Even with all its spices, the sausage alone cannot rescue the meal from soporific plainness. Crunchy sauerkraut comes to its aid, a bright pop of vinegar that cuts through starch and fat alike with buzzsaw acidity.

This was all pleasant and unsurprising, perfectly on brand. What came next, though, opened my eyes.

I have never been fond of herring. Its salty flavor, its oddly thick texture, and especially its fishy aftertaste have no place at my table. But in a vaguely Danish diner, surrounded by brown gravy and potatoes, I shared a cup of creamed herring, and it was beautiful. With a bland sea of comfort food to swim in, the fishy flavor adds welcome depth without overwhelming. The cream and acid play against each other, lifting the fish to the shallows. Served on a thin and crumbly slice of dark rye, it has the austere clarity of a chilly fjord, light and liberating.

The herring is served with a plastic ramekin of mustard so sweet and mild it feels like a different condiment entirely. There is hardly a trace of the seed that birthed it.

Just like this town.

We are done. Still riding high on herring, I venture into the back to use the bathroom. The moment I pass through the door, it is clear I am no longer in the theme park.
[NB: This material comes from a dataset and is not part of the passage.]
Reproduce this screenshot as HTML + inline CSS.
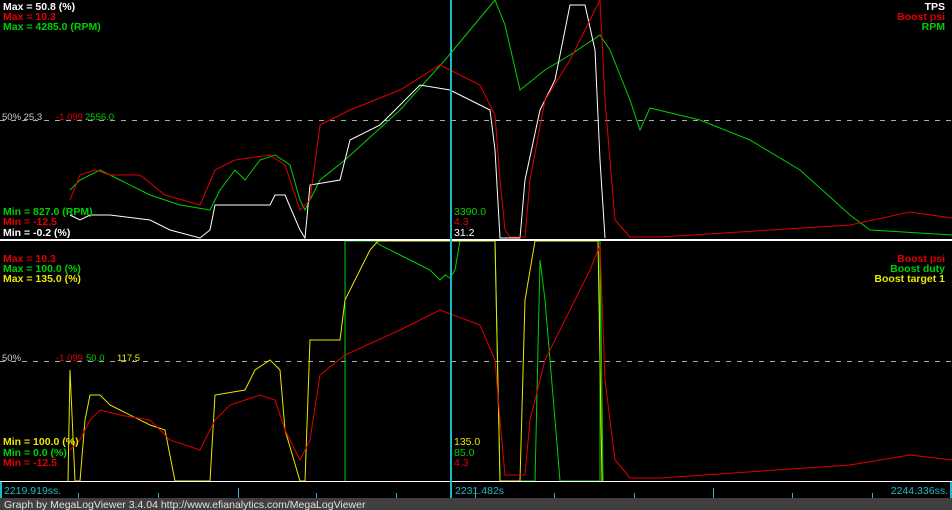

Painted walls and carved wood decor give way to plastic and lamination, the unromantic bones that keep the building standing. This building will never be old enough for its age to be an asset. The only hint of Danish influence here is a hand painted light switch, an odd touch in a hallway that was never meant to be looked at.

In the front of the diner I saw raspberry jam for sale, little glass jars with neatly printed stickers and shiny metal lids. Here in the bathroom hallway, I see fifteen buckets of pre-made Raspberry Dandy, a mixture of corn syrup and raspberry puree. Five hundred pounds of mass-produced preserves, enough to fill a kiddie pool. A jam so sweet will stay good forever.

If I ever return, I'm getting two plates of aebleskiver to drown in it.